Can people with diabetes eat potatoes?
The answer is yes, and even more resounding when you have some info in your back pocket.
Potatoes come in every form imaginable—from chips to potato salad, from fries to baked potatoes with butter and sour cream. Some forms are obviously more nutritious than others. And all can have varying effects on blood sugar. Here are some recommendations:
Sweet potatoes and yams are good choices on the potato spectrum as they have a lower glycemic index and glycemic load than a regular baked russet potato, therefore affecting blood glucose less.
Small red potatoes with the skin can also be a good choice. The skin provides fiber, which slows digestion and absorption. And small, whole potatoes may be easier to portion control. Serve a few on your plate as opposed to a whole baked potato or scoop of mashed potatoes.
Try to limit fried potatoes and potato chips, choosing roasted, baked or broiled instead.

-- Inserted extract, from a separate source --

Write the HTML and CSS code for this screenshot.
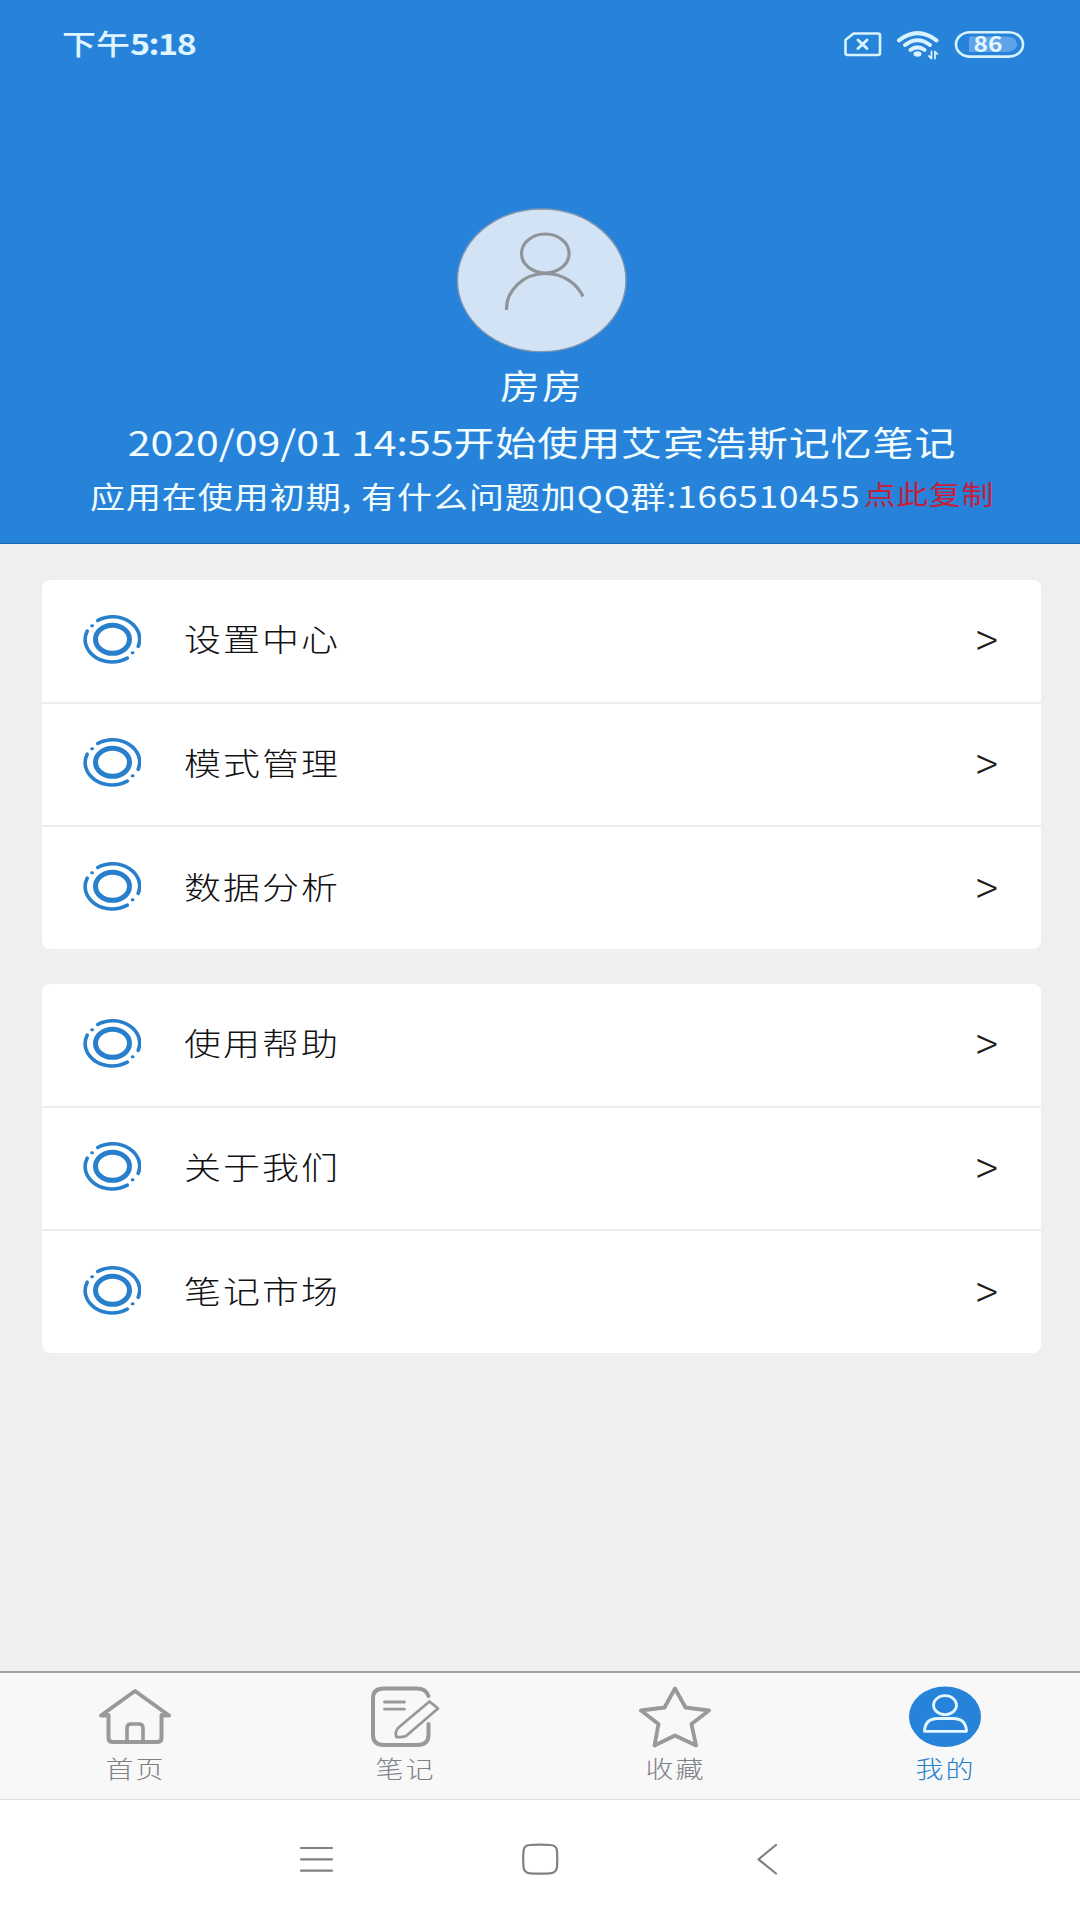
FILE: index.html
```html
<!DOCTYPE html>
<html lang="zh-CN">
<head>
  <meta charset="UTF-8">
  <meta name="viewport" content="width=device-width, initial-scale=1.0">
  <title>我的</title>
  <link rel="stylesheet" href="styles.css">
</head>
<body>
  <svg class="defs" width="0" height="0">
    <symbol id="ring" viewBox="0 0 58 50" preserveAspectRatio="none">
      <ellipse cx="29.500" cy="24.300" rx="17" ry="14" stroke-width="5"/>
      <path d="M14.700 5.500A27 22.300 0 0 1 55.200 31.300" stroke-width="3.6"/>
      <path d="M4.200 16.100A27 22.300 0 0 0 44.300 43.100" stroke-width="3.6"/>
      <path d="M8.700 10.800h.8M49.200 37.800h.8" stroke-width="3"/>
    </symbol>
  </svg>

  <header class="header">
    <div class="status">
      <span class="time">下午<b>5:18</b></span>
      <svg class="status-icons" width="184" height="34" viewBox="842 28 184 34">
        <path d="M853.5 33.5H878a2 2 0 0 1 2 2V53a2 2 0 0 1-2 2H847.500a2 2 0 0 1-2-2V40Z" stroke-width="2.6"/>
        <path d="M858 40l9 8.500M867 40l-9 8.500" stroke-width="3"/>
        <path d="M899 40.300Q917.500 26 936.500 40.300" stroke-width="4"/>
        <path d="M905 45Q917.500 35.500 930 45" stroke-width="4"/>
        <path d="M910.500 49.800Q917.500 45 924.500 49.800" stroke-width="4"/>
        <ellipse cx="917.500" cy="54" rx="4" ry="2.800" class="solid"/>
        <path d="M931.500 51.500v7l-2.500-2.500M935 58.500v-7l2.300 2.500" stroke-width="1.8"/>
        <rect x="956" y="32.200" width="67" height="24.400" rx="14" ry="12.200" stroke-width="2.600"/>
        <path d="M969 36.500H1008Q1017 38 1017 44.300T1008 52H969Z" class="charge"/>
        <text x="973.500" y="51.800" textLength="29" lengthAdjust="spacingAndGlyphs">86</text>
      </svg>
    </div>
    <svg class="avatar" width="172" height="146" viewBox="456 207 172 146">
      <ellipse cx="541.700" cy="280.300" rx="84.300" ry="71.300" class="avatar-bg"/>
      <ellipse cx="545.300" cy="253.500" rx="23.800" ry="19.500"/>
      <path d="M506.500 310C506 291 523 273.500 545.300 273.500 563 273.500 577 283.500 583 296.500"/>
    </svg>
    <div class="name"><span>房房</span></div>
    <div class="since"><span><i>2020/09/01 14:55</i>开始使用艾宾浩斯记忆笔记</span></div>
    <div class="contact">
      <span class="group">应用在使用初期, 有什么问题加QQ群:166510455</span>
      <span class="copy">点此复制</span>
    </div>
  </header>

  <main class="main">
    <ul class="card">
      <li><svg class="icon"><use href="#ring"/></svg><span class="label">设置中心</span><span class="arrow">&gt;</span></li>
      <li><svg class="icon"><use href="#ring"/></svg><span class="label">模式管理</span><span class="arrow">&gt;</span></li>
      <li><svg class="icon"><use href="#ring"/></svg><span class="label">数据分析</span><span class="arrow">&gt;</span></li>
    </ul>
    <ul class="card">
      <li><svg class="icon"><use href="#ring"/></svg><span class="label">使用帮助</span><span class="arrow">&gt;</span></li>
      <li><svg class="icon"><use href="#ring"/></svg><span class="label">关于我们</span><span class="arrow">&gt;</span></li>
      <li><svg class="icon"><use href="#ring"/></svg><span class="label">笔记市场</span><span class="arrow">&gt;</span></li>
    </ul>
  </main>

  <nav class="tabs">
    <a class="tab">
      <svg viewBox="99 1686 72 62">
        <path d="M108.500 1715.500H101L135 1691 169 1715.500H161.500M108.500 1715V1738Q108.500 1742 113 1742H157Q161.500 1742 161.500 1738V1715" stroke-width="4"/>
        <path d="M127 1741V1728Q127 1724 131 1724H139Q143 1724 143 1728V1741" stroke-width="3.600"/>
      </svg>
      <span>首页</span>
    </a>
    <a class="tab">
      <svg viewBox="369 1686 72 62">
        <path d="M428.500 1696Q426 1688.500 417 1688.500H384Q373 1688.500 373 1698V1735Q373 1745 384 1745H417Q428.500 1745 428.500 1735V1724" stroke-width="4"/>
        <path d="M384.500 1702H404.500M384.500 1709.200H404.500" stroke-width="2.800"/>
        <path d="M429.500 1701.500L438 1708.500 406 1736Q402 1737.500 396.500 1737 394.500 1733 398 1728Z" stroke-width="2.800"/>
      </svg>
      <span>笔记</span>
    </a>
    <a class="tab">
      <svg viewBox="639 1686 72 62">
        <path d="M675 1688.500L685.500 1707.500 709 1710.500 691.500 1724 696 1745.500 675 1735.500 654.500 1745.500 658.500 1724 641 1710.500 664.500 1707.500Z" stroke-width="3.800"/>
      </svg>
      <span>收藏</span>
    </a>
    <a class="tab active">
      <svg viewBox="909 1686 72 62">
        <ellipse cx="945" cy="1716.700" rx="36" ry="30.300" class="disc"/>
        <ellipse cx="945" cy="1705.200" rx="11.500" ry="9.500" stroke-width="2.800"/>
        <path d="M924.500 1731.300H966.500Q966 1718.500 953 1718.500H938Q925 1718.500 924.500 1731.300Z" stroke-width="2.800"/>
      </svg>
      <span>我的</span>
    </a>
  </nav>

  <footer class="sysnav">
    <svg width="480" height="34" viewBox="299 1842 480 34">
      <path d="M301 1848H332M301 1859.300H332M301 1870.700H332"/>
      <path d="M530 1845Q540 1844.300 550 1845 556.500 1845 557 1851 557.600 1859 557 1867 556.500 1873 550 1873.300 540 1874 530 1873.300 524 1873 523.500 1867 522.800 1859 523.500 1851 524 1845 530 1845Z"/>
      <path d="M776 1845L758.500 1859.300 776 1873.500"/>
    </svg>
  </footer>
</body>
</html>
```
FILE: styles.css
```css
* {
  box-sizing: border-box;
}

body {
  margin: 0;
  height: 1920px;
  display: flex;
  flex-direction: column;
  background-color: #efefef;
  font-family: "Noto Sans CJK SC", "Noto Sans", sans-serif;
  overflow: hidden;
}

svg {
  display: block;
  fill: none;
  stroke-linecap: round;
  stroke-linejoin: round;
}

.defs {
  height: 0;
}

/* glyphs are wider than they are tall on this screen */
span {
  display: block;
  white-space: nowrap;
  transform: scaleY(0.84);
}

.header {
  height: 544px;
  flex: none;
  padding-left: 4px;
  display: flex;
  flex-direction: column;
  align-items: center;
  background-color: #2783da;
  border-bottom: 1px solid #1a69b5;
  color: #f2fdff;
}

.status {
  width: 100%;
  height: 90px;
  padding: 0 54px 0 58px;
  display: flex;
  justify-content: space-between;
  align-items: center;
}

.time {
  color: #def5ff;
  font-size: 34px;
  font-weight: 500;
  line-height: 44px;
  margin-top: -5px;
}

.time b {
  letter-spacing: -1.5px;
}

.status-icons {
  stroke: #d8f3ff;
}

.status-icons .solid {
  fill: #d8f3ff;
  stroke: none;
}

.status-icons .charge {
  fill: #5ea4e8;
  stroke: none;
}

.status-icons text {
  fill: #e6f8ff;
  stroke: none;
  font-size: 21.5px;
  font-weight: 700;
}

.avatar {
  margin-top: 117px;
  stroke: #8f9499;
  stroke-width: 3.2;
  stroke-linecap: butt;
}

.avatar-bg {
  fill: #d1e3f5;
  stroke: #7f97b0;
  stroke-width: 1.4;
}

.name {
  margin-top: 4px;
  font-size: 40px;
  line-height: 56px;
  letter-spacing: 2px;
}

.since {
  font-size: 41px;
  line-height: 56px;
  letter-spacing: 0.9px;
}

.since i {
  font-style: normal;
  letter-spacing: 0;
}

.contact {
  display: flex;
  gap: 3px;
  line-height: 52px;
}

.group {
  font-size: 35px;
  letter-spacing: 0.95px;
}

.copy {
  margin-top: -2px;
  color: #c4203c;
  font-size: 32px;
  letter-spacing: 0.6px;
}

.main {
  flex: 1;
  padding: 36px 39px 0 42px;
}

.card {
  margin: 0 0 35px;
  padding: 0;
  list-style: none;
  background-color: #fff;
  border-radius: 8px;
}

.card li {
  height: 123.5px;
  padding: 0 43px 2px 41px;
  display: flex;
  align-items: center;
  border-bottom: 2px solid #ededed;
}

.card li:last-child {
  height: 122px;
  border-bottom: none;
}

.icon {
  width: 58px;
  height: 50px;
  stroke: #2880cd;
}

.label {
  flex: 1;
  margin: -3px 0 0 43px;
  color: #111114;
  font-size: 37px;
  font-weight: 300;
  letter-spacing: 2px;
}

.arrow {
  margin-top: -5px;
  color: #1c1c20;
  font-size: 41px;
  font-weight: 300;
  transform: scaleY(1.12);
}

.tabs {
  height: 129px;
  flex: none;
  display: flex;
  background-color: #f8f8f8;
  border-top: 2px solid #a0a0a0;
  border-bottom: 1px solid #dfdfdf;
}

.tab {
  flex: 1;
  padding-top: 13px;
  display: flex;
  flex-direction: column;
  align-items: center;
  color: #7f8287;
  font-size: 28px;
  font-weight: 300;
  line-height: 41px;
}

.tab svg {
  width: 72px;
  height: 62px;
  stroke: #999;
}

.tab span {
  padding-left: 1px;
  letter-spacing: 2px;
}

.tab.active {
  color: #2880cd;
}

.tab.active svg {
  stroke: #e4f9ff;
}

.disc {
  fill: #2783da;
  stroke: none;
}

.sysnav {
  height: 120px;
  flex: none;
  padding: 42px 0 0 299px;
  background-color: #fff;
}

.sysnav svg {
  stroke: #808080;
  stroke-width: 2.2;
}
```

Be aware of portion size. The plate method is an easy way to manage this: about ¼ of your plate should come from starchy foods and only the depth of a deck of cards. It might not be the potato itself wreaking havoc on blood sugar, but instead the portion of potatoes if it is more than about ¾ to 1 cup.
Many, many years ago, nurses, dietitians, and diabetes educators were instructed to teach their patients with diabetes to eat certain foods and not eat others. But in more modern times, the belief and teaching method is based on making healthy food choices, understanding portion sizes, and learning the best times to eat in order to manage diabetes. This method of not having to eliminate foods from the diet is supported by the American Diabetes Association and the American Association of Diabetes Educators.
Blood glucose control and food choices are unique to every individual with diabetes. If a food such as potatoes causes a spike in blood sugar that is hard to manage, then eating potatoes might not be worth it. Everyone has a handful of foods that affect their blood glucose in a way that makes them scratch their head. This list of “problem” foods ranges from potatoes to eggs to yogurt to pizza, and a lot of foods in between! Some people choose to avoid these foods all together.
Some people have found unique ways to manage blood sugar when eating these foods (as an educator, I've learned a lot from patients over the years). And others decide to eat the foods less often, knowing the result is a wacky blood sugar reading (or readings).
In short, all foods can fit into your day’s meals and snacks. But if potatoes are a pain to manage, leave them out. What works for one person might not work for another. Our world is full of food choices—if potatoes affect you negatively, try substituting whole grains such as brown rice, barley or quinoa, or legumes such as lentils or black beans.